Brawley earned a master of arts in energy and environmental studies studying groundwater hydrology at BU and a doctorate in marine science at the University of Maryland, College Park, where he studied the nitrogen cycle in estuarine environments at its Chesapeake Biological Laboratory. He still consults, most recently for the Wellfleet group SPAT (Shellfish Promotion and Tasting, Inc.), where he helped oystermen avoid the bacteria Vibrio parahaemolyticus, which can cause intense and painful gastrointestinal problems. Vibrio, which needs warm water to flourish, has been a long-term problem in southern states, but hadn’t made its mark in New England until 2011. Scientists, including Brawley, who has recorded water temperatures in Duxbury Bay for eight years, have yet to determine if its northward journey should be blamed on climate change or on a healthier strain of the bacteria. He is one of a group of scientists with a grant from the National Oceanic and Atmospheric Administration to study how Vibrio growth in the water, in the mud, and in oysters is affected by temperature and other variables, such as salinity and whether the oysters live on the bottom of the bay or in the water above in racks. In Duxbury and Wellfleet, on Cape Cod, he collects field samples, which are taken to a lab at Roger Williams University for analysis.

Brawley sells about 250,000 oysters a year.

It was Skip Bennett, the founder of Island Creek Oysters, who put Duxbury oysters on the map when he started farming there in 1995. At the time, Brawley was working at Battelle, a science and technology research nonprofit, which had a small campus on the harbor.
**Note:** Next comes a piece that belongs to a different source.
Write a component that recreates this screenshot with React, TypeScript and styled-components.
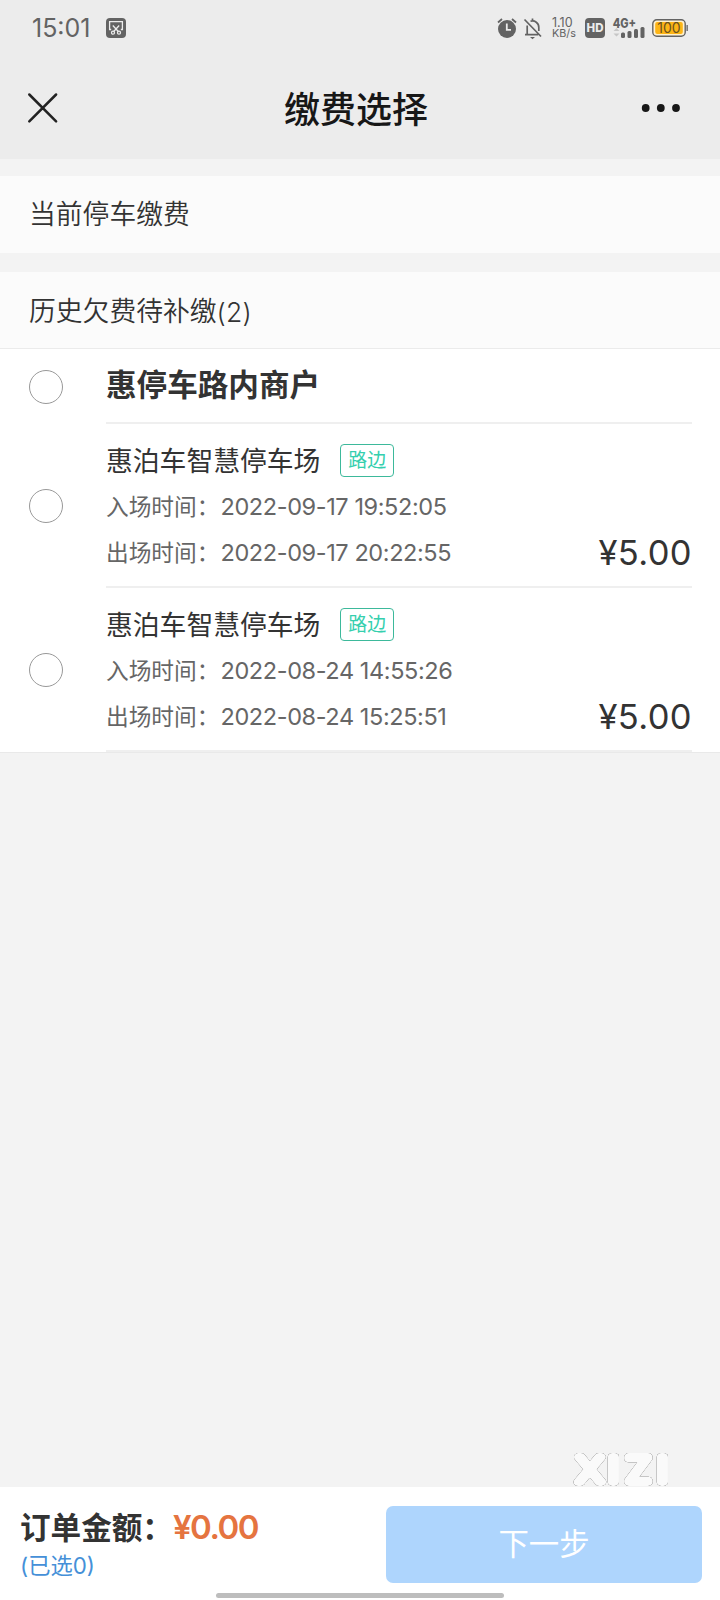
import React from "react";
import styled, { createGlobalStyle } from "styled-components";

const GlobalStyle = createGlobalStyle`
  * { box-sizing: border-box; }
  body {
    margin: 0;
    background: #f3f3f3;
    color: #333;
    font-family: Inter, "Noto Sans CJK SC", sans-serif;
  }
`;

const Page = styled.div`
  position: relative;
  width: 720px;
  height: 1600px;
  display: flex;
  flex-direction: column;
  overflow: hidden;
  white-space: nowrap;
`;

const Header = styled.header`
  height: 159px;
  flex: none;
  background: #ececec;
`;

const StatusBar = styled.div`
  height: 56px;
  padding: 0 32px 0 32px;
  display: flex;
  align-items: center;
  justify-content: space-between;
  color: #636363;
`;

const StatusGroup = styled.div`
  display: flex;
  align-items: center;
`;

const Clock = styled.span`
  width: 74px;
  font-size: 25px;
  line-height: 30px;
`;

const Speed = styled.div`
  width: 33px;
  font-size: 10.8px;
  line-height: 11px;
  display: flex;
  flex-direction: column;
  align-items: flex-start;
`;

const Rate = styled.span`
  font-size: 12.5px;
`;

const NavBar = styled.nav`
  height: 103px;
  padding: 0 39px 0 27px;
  display: grid;
  grid-template-columns: 40px 1fr 40px;
  align-items: center;
`;

const NavTitle = styled.h1`
  margin: 0;
  padding: 4px 0 0 4px;
  text-align: center;
  font-size: 36px;
  line-height: 50px;
  font-weight: 500;
  color: #171717;
`;

const SectionTitle = styled.h2<{ $top: number; $ruled?: boolean }>`
  margin: ${(p) => p.$top}px 0 0;
  height: 77px;
  flex: none;
  padding: ${(p) => (p.$ruled ? "1px 29px 0" : "0 29px 2px")};
  display: flex;
  align-items: center;
  background: #fbfbfb;
  border-bottom: ${(p) => (p.$ruled ? "1px solid #ebebeb" : "none")};
  font-size: 26.8px;
  line-height: 40px;
  font-weight: 350;
`;

const List = styled.section`
  background: #fff;
  flex: none;
  padding-right: 28px;
  box-shadow: 0 1px 0 #e9e9e9;
`;

const Row = styled.div<{ $height: number }>`
  height: ${(p) => p.$height}px;
  padding-left: 29px;
  display: grid;
  grid-template-columns: 77px 1fr;
  align-items: center;
`;

const Radio = styled.span`
  width: 34px;
  height: 34px;
  border: 1px solid #999;
  border-radius: 50%;
`;

const RowBody = styled.div`
  height: 100%;
  border-bottom: 2px solid #efefef;
`;

const Merchant = styled.div`
  font-size: 30.6px;
  line-height: 72px;
  font-weight: 700;
`;

const Lot = styled.div`
  padding-top: 15px;
  height: 58px;
  display: flex;
  align-items: center;
  gap: 20px;
  font-size: 26.8px;
  line-height: 32px;
`;

const Tag = styled.span`
  width: 54px;
  height: 33px;
  border: 1px solid #3db99b;
  border-radius: 4px;
  text-align: center;
  font-size: 19px;
  line-height: 31px;
  color: #35cfae;
`;

const TimeLine = styled.div`
  height: 46px;
  display: flex;
  align-items: center;
  font-size: 22.7px;
  color: #666;
`;

const TimeLabel = styled.span`
  width: 114.5px;
  display: flex;
`;

const Digits = styled.span<{ $size: number; $spacing: number }>`
  padding-top: 2px;
  font-size: ${(p) => p.$size}px;
  letter-spacing: ${(p) => p.$spacing}px;
`;

const Price = styled.span`
  margin-left: auto;
  padding-top: 2px;
  font-size: 34.5px;
  letter-spacing: 0.4px;
  color: #333;
`;

const Footer = styled.footer`
  position: relative;
  margin-top: auto;
  height: 113px;
  flex: none;
  background: #fff;
  padding: 19px 18px 0 20px;
  display: flex;
  justify-content: space-between;
`;

const Total = styled.div`
  display: flex;
  align-items: center;
  height: 42px;
  margin-top: -1px;
  font-size: 30.6px;
  font-weight: 700;
`;

const Amount = styled.span`
  padding-top: 2px;
  font-size: 33px;
  font-weight: 600;
  letter-spacing: -1.5px;
  color: #e57440;
`;

const Selected = styled.div`
  font-size: 22.3px;
  line-height: 37px;
  color: #4590d8;
`;

const NextButton = styled.button`
  width: 316px;
  height: 77px;
  padding: 0;
  border: 0;
  border-radius: 7px;
  background: #aed5fd;
  color: #fff;
  font: 400 30.4px/76px Inter, "Noto Sans CJK SC", sans-serif;
  display: flex;
  justify-content: center;
`;

const HomeBar = styled.div`
  position: absolute;
  left: 216px;
  bottom: 2px;
  width: 288px;
  height: 5px;
  border-radius: 3px;
  background: #bdbdbd;
`;

const Watermark = styled.svg`
  position: absolute;
  right: 46px;
  top: -42px;
  filter: drop-shadow(0 0 0.5px #777) drop-shadow(0 0 0.3px #999);
`;

const StatusIcons = () => (
  <svg width="67" height="28" viewBox="0 0 67 28" fill="#636363">
    <rect x="0" y="4" width="20" height="20" rx="4" />
    <text x="10" y="18.2" textAnchor="middle" fontSize="11.5" fontWeight="800" fill="#ececec">HD</text>
    <text x="27.7" y="13.5" fontSize="13" fontWeight="800" textLength="23.5" lengthAdjust="spacingAndGlyphs">4G+</text>
    <path d="M28.500 17l3-3 3 3zM28.500 19.500h6l-3 3z" fill="#c6c6c6" />
    <rect x="36" y="18.5" width="4" height="5.5" rx="1.5" />
    <rect x="42.5" y="17" width="4" height="7" rx="1.5" />
    <rect x="49" y="15" width="4" height="9" rx="1.5" />
    <rect x="55.5" y="13" width="4" height="11" rx="1.5" />
  </svg>
);

const records = [
  { enter: "2022-09-17 19:52:05", leave: "2022-09-17 20:22:55" },
  { enter: "2022-08-24 14:55:26", leave: "2022-08-24 15:25:51" },
];

export default function App() {
  return (
    <Page lang="zh-CN">
      <GlobalStyle />
      <Header>
        <StatusBar>
          <StatusGroup>
            <Clock>15:01</Clock>
            <svg width="20" height="20" viewBox="0 0 20 20" fill="none" stroke="#ececec" strokeWidth="1.3">
              <rect width="20" height="20" rx="4" fill="#636363" stroke="none" />
              <path d="M5.200 11.500H3.600V3.600h12.800v7.900h-1.600M6.800 7.500l5.500 6M13.200 7.500l-5.500 6" />
              <circle cx="7" cy="14.7" r="1.5" />
              <circle cx="13" cy="14.7" r="1.5" />
            </svg>
          </StatusGroup>
          <StatusGroup>
            <svg width="55" height="28" viewBox="0 0 55 28" fill="none" stroke="#636363" strokeWidth="1.7">
              <circle cx="10" cy="15" r="9" fill="#636363" stroke="none" />
              <path d="M1 8.500l4-3.500M15 5l4 3.500" strokeWidth="1.8" />
              <path d="M9.800 9.500v6.300h4.200" stroke="#ececec" strokeWidth="1.8" />
              <path d="M27.500 5.500l16.500 17M30.200 11.500v9.200h11M28 20.700h3M33.500 7.300a6.300 6.300 0 0 1 8.300 6.200v3.500" />
              <path d="M33 23h5l-2.500 2.200z" fill="#636363" stroke="none" />
              <path d="M35.500 4.500v2" />
            </svg>
            <Speed>
              <Rate>1.10</Rate>
              <span>KB/s</span>
            </Speed>
            <StatusIcons />
            <svg width="36" height="20" viewBox="0 0 36 20">
              <rect x=".8" y="1.8" width="32.4" height="16.4" rx="4" fill="#fff1cf" stroke="#636363" strokeWidth="1.4" />
              <rect x="3.2" y="4" width="27.6" height="12" rx="2" fill="#fdb515" />
              <rect x="34.5" y="7" width="1.3" height="6" fill="#636363" />
              <text x="17" y="15" textAnchor="middle" fontSize="14" fill="#6b5220">100</text>
            </svg>
          </StatusGroup>
        </StatusBar>
        <NavBar>
          <svg width="32" height="32" viewBox="0 0 32 32" fill="none" stroke="#222" strokeWidth="2.5" strokeLinecap="round">
            <path d="M2.300 2.500l26.800 26.800M29.100 2.500L2.300 29.300" />
          </svg>
          <NavTitle>缴费选择</NavTitle>
          <svg width="40" height="10" viewBox="0 0 40 10" fill="#171717">
            <circle cx="4.7" cy="5" r="3.9" />
            <circle cx="19.8" cy="5" r="3.9" />
            <circle cx="35" cy="5" r="3.9" />
          </svg>
        </NavBar>
      </Header>

      <SectionTitle $top={17}>当前停车缴费</SectionTitle>
      <SectionTitle $top={19} $ruled>
        历史欠费待补缴<Digits $size={26.5} $spacing={0.2}>(2)</Digits>
      </SectionTitle>

      <List>
        <Row $height={75}>
          <Radio />
          <RowBody>
            <Merchant>惠停车路内商户</Merchant>
          </RowBody>
        </Row>
        {records.map((r) => (
          <Row $height={164} key={r.enter}>
            <Radio />
            <RowBody>
              <Lot>
                惠泊车智慧停车场
                <Tag>路边</Tag>
              </Lot>
              <TimeLine>
                <TimeLabel>
                  入场时间<span>：</span>
                </TimeLabel>
                <Digits $size={23.5} $spacing={-0.4}>{r.enter}</Digits>
              </TimeLine>
              <TimeLine>
                <TimeLabel>
                  出场时间<span>：</span>
                </TimeLabel>
                <Digits $size={23.5} $spacing={-0.4}>{r.leave}</Digits>
                <Price>¥5.00</Price>
              </TimeLine>
            </RowBody>
          </Row>
        ))}
      </List>

      <Footer>
        <div>
          <Total>
            订单金额：<Amount>¥0.00</Amount>
          </Total>
          <Selected>(已选0)</Selected>
        </div>
        <NextButton>下一步</NextButton>
        <Watermark width="108" height="52" viewBox="0 0 108 52">
          <text
            transform="scale(1.2 1)"
            x="20 39.6 60.4 80.4"
            y="37.5"
            textAnchor="middle"
            fontSize="33.5"
            fontWeight="200"
            fill="#fafafa"
            stroke="#fafafa"
            strokeWidth="7.8"
            strokeLinejoin="round"
          >
            XIZI
          </text>
        </Watermark>
        <HomeBar />
      </Footer>
    </Page>
  );
}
“I’d see Skip driving by with oysters in his truck and having a lot of fun and starting to make some money,” Brawley says. “So back in 2002 I put an application in to get a lease out here.”
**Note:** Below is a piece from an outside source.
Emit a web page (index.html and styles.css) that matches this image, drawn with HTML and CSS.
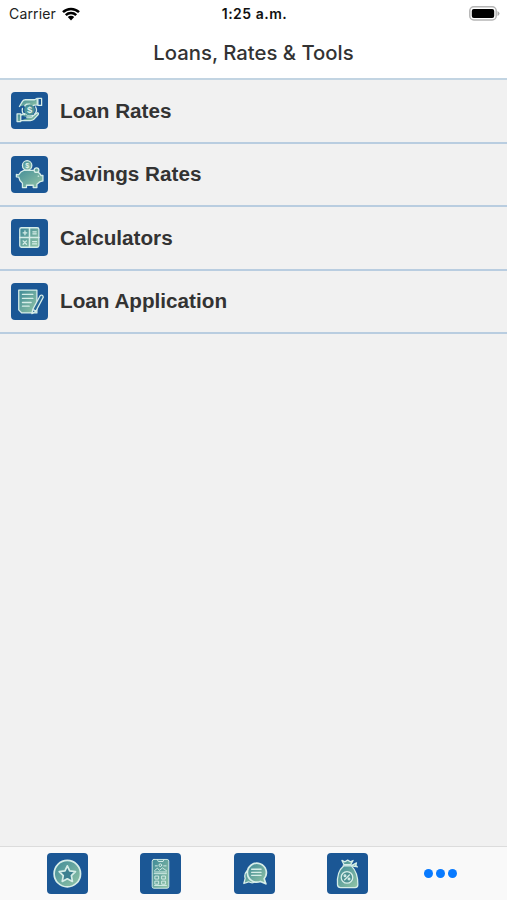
FILE: index.html
```html
<!DOCTYPE html>
<html lang="en">
<head>
    <meta charset="UTF-8">
    <meta name="viewport" content="width=device-width, initial-scale=1.0">
    <title>Loans, Rates &amp; Tools</title>
    <link rel="stylesheet" href="styles.css">
</head>
<body>
    <svg class="defs" width="0" height="0">
        <defs>
            <linearGradient id="mint" x1="0" y1="0" x2="1" y2="1">
                <stop offset="0" stop-color="#3f8a98"/>
                <stop offset="1" stop-color="#94c6a6"/>
            </linearGradient>
        </defs>
    </svg>

    <header>
        <div class="status-bar">
            <div class="carrier">
                <span>Carrier</span>
                <svg class="wifi" viewBox="0 0 18 14">
                    <path d="M1 5.2a11.4 11.4 0 0 1 16 0M3.8 8.1a7.4 7.4 0 0 1 10.4 0" fill="none" stroke="#000" stroke-width="2.5"/>
                    <path d="M5.8 10.1a4.6 4.6 0 0 1 6.4 0L9 13.4z"/>
                </svg>
            </div>
            <span class="time">1:25 a.m.</span>
            <svg class="battery" viewBox="0 0 31 15">
                <rect x=".8" y=".8" width="26.4" height="13.2" rx="4" fill="#fff" stroke="#b5b5b5" stroke-width="1.5"/>
                <rect x="2.8" y="2.9" width="22.4" height="9" rx="2"/>
                <path d="M28.5 5v5q2-1 2-2.5t-2-2.5" fill="#aaa"/>
            </svg>
        </div>
        <h1>Loans, Rates &amp; Tools</h1>
    </header>

    <main>
        <a class="row">
            <svg class="icon" viewBox="0 0 110 110">
                <path d="M25 43 34 28q3-5 9-5h27l8-4v19l-9 1-8 5H43l-2-4 6-4h9" fill="url(#mint)"/>
                <path d="M18 65h11v23H18zM29 69l8-4q6-2 10 2l5 2h11q3 4-2 6H47M64 72l14-10q5-1 3 5L67 82q-4 3-9 3H29" fill="url(#mint)"/>
                <path d="M80 19h11v21H80zM34 49q-3 12 6 18M73 44q7 13-3 22"/>
                <circle cx="55" cy="53" r="16" fill="#4a9096" stroke="none"/>
                <text x="55" y="63" class="dollar">$</text>
            </svg>
            <span>Loan Rates</span>
        </a>
        <a class="row">
            <svg class="icon" viewBox="0 0 110 110">
                <path d="M16 55l7 1q5-10 15-13h29l8-6 4 10q8 4 10 11h6v16l-10 3-8 7v10H66v-7H46v7H34V81q-9-6-11-18l-7-1z" fill="url(#mint)"/>
                <circle cx="48" cy="28" r="14" fill="url(#mint)"/>
                <circle cx="76" cy="42" r="7" fill="url(#mint)"/>
                <text x="48" y="36" class="dollar small">$</text>
                <path d="M81 60h1"/>
            </svg>
            <span>Savings Rates</span>
        </a>
        <a class="row">
            <svg class="icon" viewBox="0 0 110 110">
                <rect x="26" y="26" width="57" height="58" rx="5" fill="url(#mint)"/>
                <path d="M55 26v58M26 55h57" stroke-width="4.5"/>
                <path d="M36 41h11M41.5 35v12M65 38h10M65 44h10M36 65l10 10M46 65 36 75M64 67h12M64 74h12"/>
            </svg>
            <span>Calculators</span>
        </a>
        <a class="row">
            <svg class="icon" viewBox="0 0 110 110">
                <path d="M23 21h54v68H32l-9-9z" fill="url(#mint)"/>
                <path d="M34 34h31M34 46h31M34 58h26M34 69h20"/>
                <path d="M65 78 87 37q7-4 9 5L74 84l-12 7zM65 78l9 6" fill="#2b6a96"/>
            </svg>
            <span>Loan Application</span>
        </a>
    </main>

    <nav>
        <a class="tab">
            <svg class="icon" viewBox="0 0 121 121">
                <circle cx="60" cy="61" r="39" fill="url(#mint)" stroke-width="5"/>
                <path d="m60 38 7 15 17 2-12 12 3 17-15-8-15 8 3-17-12-12 17-2z" fill="#3e8090" stroke-width="5"/>
            </svg>
        </a>
        <a class="tab">
            <svg class="icon phone" viewBox="0 0 121 121">
                <rect x="36" y="19" width="49" height="85" rx="5" fill="url(#mint)"/>
                <path d="M51 19l3 6h14l3-6M43 96h35M42 61h36"/>
                <circle cx="60" cy="36" r="4"/>
                <path d="M45 38h6M70 38h7M43 52l8-7 7 6 8-7 12 8M43 56h35"/>
                <path d="M45 68h10v9H45zM65 68h10v9H65zM45 83h10v9H45zM65 83h10v9H65z"/>
            </svg>
        </a>
        <a class="tab">
            <svg class="icon" viewBox="0 0 121 121">
                <path d="M38 53q-9 10-5 22l-4 15 14-5q12 7 24-2z" fill="url(#mint)"/>
                <path d="M89 76 94 91 78 84A28 28 0 1 1 89 76z" fill="url(#mint)" stroke-width="5"/>
                <path d="M52 48h28M52 57h28M52 66h28"/>
            </svg>
        </a>
        <a class="tab">
            <svg class="icon" viewBox="0 0 121 121">
                <path d="M49 38Q28 55 31 94q1 8 9 8h43q8 0 8-8 1-36-19-56z" fill="url(#mint)"/>
                <path d="M50 34 44 22l9 4 8-5 8 5 8-4-7 12zM48 36h26M74 36l13-7-2 8 5 4-16-3" fill="url(#mint)"/>
                <circle cx="59" cy="72" r="17" fill="#4f9192"/>
                <path d="M66 65 52 79"/>
                <circle cx="53" cy="67" r="2.5"/>
                <circle cx="65" cy="77" r="2.5"/>
            </svg>
        </a>
        <a class="tab more">
            <i></i><i></i><i></i>
        </a>
    </nav>
</body>
</html>
```

FILE: styles.css
```css
*{
    box-sizing: border-box;
}
body{
    margin: 0;
    height: 100vh;
    display: flex;
    flex-direction: column;
    background-color: #f1f1f1;
    font-family: "Liberation Sans", Arial, sans-serif;
    color: #333;
}
.defs{
    position: absolute;
}
header{
    height: 80px;
    background-color: #fff;
    border-bottom: 2px solid #c2d4e2;
    font-family: Inter, sans-serif;
}
.status-bar{
    display: grid;
    grid-template-columns: 1fr auto 1fr;
    align-items: center;
    height: 27px;
    padding: 0 7px 0 9px;
    font-size: 14px;
    color: #222;
}
.carrier{
    display: flex;
    align-items: center;
    gap: 6px;
    letter-spacing: 0.15px;
}
.wifi{
    width: 18px;
    height: 14px;
}
.time{
    font-weight: 600;
    letter-spacing: 0.5px;
    color: #111;
}
.battery{
    width: 31px;
    height: 15px;
    justify-self: end;
    margin-top: -1px;
}
h1{
    margin: 0;
    line-height: 51px;
    font-size: 20.3px;
    font-weight: 500;
    text-align: center;
}
main{
    flex: 1;
}
.row{
    display: flex;
    align-items: center;
    height: 63.5px;
    padding-left: 10.5px;
    gap: 12.5px;
    border-bottom: 2px solid #b9cde0;
    font-size: 20.7px;
    font-weight: bold;
}
.icon{
    width: 37px;
    height: 37px;
    border-radius: 4px;
    background-color: #1b5795;
    fill: none;
    stroke: #d6ede8;
    stroke-width: 3.8;
    stroke-linejoin: round;
    stroke-linecap: round;
}
.dollar{
    fill: #e2f3eb;
    stroke: none;
    font-size: 28px;
    font-weight: bold;
    text-anchor: middle;
}
.small{
    font-size: 21px;
}
nav{
    display: flex;
    height: 54px;
    padding: 0 20px 0 21px;
    background-color: #f9f9f9;
    border-top: 1px solid #dcdcdc;
}
.tab{
    flex: 1;
    display: flex;
    align-items: center;
    justify-content: center;
}
.tab .icon{
    width: 41px;
    height: 41px;
}
.tab .phone{
    stroke-width: 2.8;
}
.more{
    gap: 3px;
}
.more i{
    width: 9px;
    height: 9px;
    border-radius: 50%;
    background-color: #087aff;
}
```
He and his friend Alex Mansfield waited out a town moratorium on new leases and got the go-ahead to start planting seed in 2006. They borrowed the money for floats, nets, and boats from a low-interest federal program. A year later, they began dredging oysters and selling them to Island Creek.

Brawley sold exclusively to Island Creek for years, and only recently has looked around for new markets. He gets $40 to $60 for 100-count bags, which he sells mainly to restaurants and to a market or two in Vermont. Most years, he’ll bring 250,000 oysters to market.

He motors his well-worn 19-foot Carolina skiff eastward toward Duxbury Beach, gulls and cormorants swooping overhead. The oysterman has named his two boats after the stars of Bart Simpson’s favorite cartoon. Itchy is in dry dock these days so, using the worn GPS on the console, Brawley steers Scratchy toward Powder Point Bridge and the entrance to Back River Marsh. He drops the iron jaw of the dredge over the side, then turns in lazy circles, dragging the dredge through one of his two main plots. He watches the line slice the water’s surface, then suddenly cuts his engine back to idle. After nine years on the bay, he can tell from the feel of things when the bag is full.